Generalized distortional hardening modeling for nonlinear strain paths in sheet forming

Abstract

In sheet metal forming process, a material is subjected to a nonlinear strain path where it shows complex hardening behaviors including Bauschinger effect, permanent softening, nonlinear transient behavior, yield surface contraction, and overshooting behavior. It is possible to describe these behaviors by using distortional hardening model in which yield surface is contracted and rotated according to the loading path changes. However, the conventional distortional hardening models are limited to use for industry application because of its complex form of equation and significant simulation time.
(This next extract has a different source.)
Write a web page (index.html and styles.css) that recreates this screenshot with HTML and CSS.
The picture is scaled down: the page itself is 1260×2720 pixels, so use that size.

In addition, material behaviors under nonlinear strain path are known to be strain rate dependent. However, there has not been reported any strain rate dependent distortional hardening model. Therefore, in this study, a new distortional hardening model has been proposed with simpler form of equation than the conventional distortional hardening model while preserving the same level of accuracy as the conventional model. In addition, by introducing rate dependent term to the proposed model, the rate dependent material behaviors under nonlinear strain path are accurately described. The accuracy of the proposed model was verified from predicting material behaviors under three path changes: tension followed by compression, tension along the rolling direction followed by tension along the diagonal or transverse direction. For strain rate dependency, it was predicted the rate dependent tension followed by compression behavior. In order to apply the proposed models for finite element simulation, it was implemented into finite element software ABAQUS by using User-MATerial (UMAT) subroutine through stress integration algorithm based on finite difference method. The single element and high-speed U-bending forming and springback prediction simulations were conducted for the verification of the developed UMAT.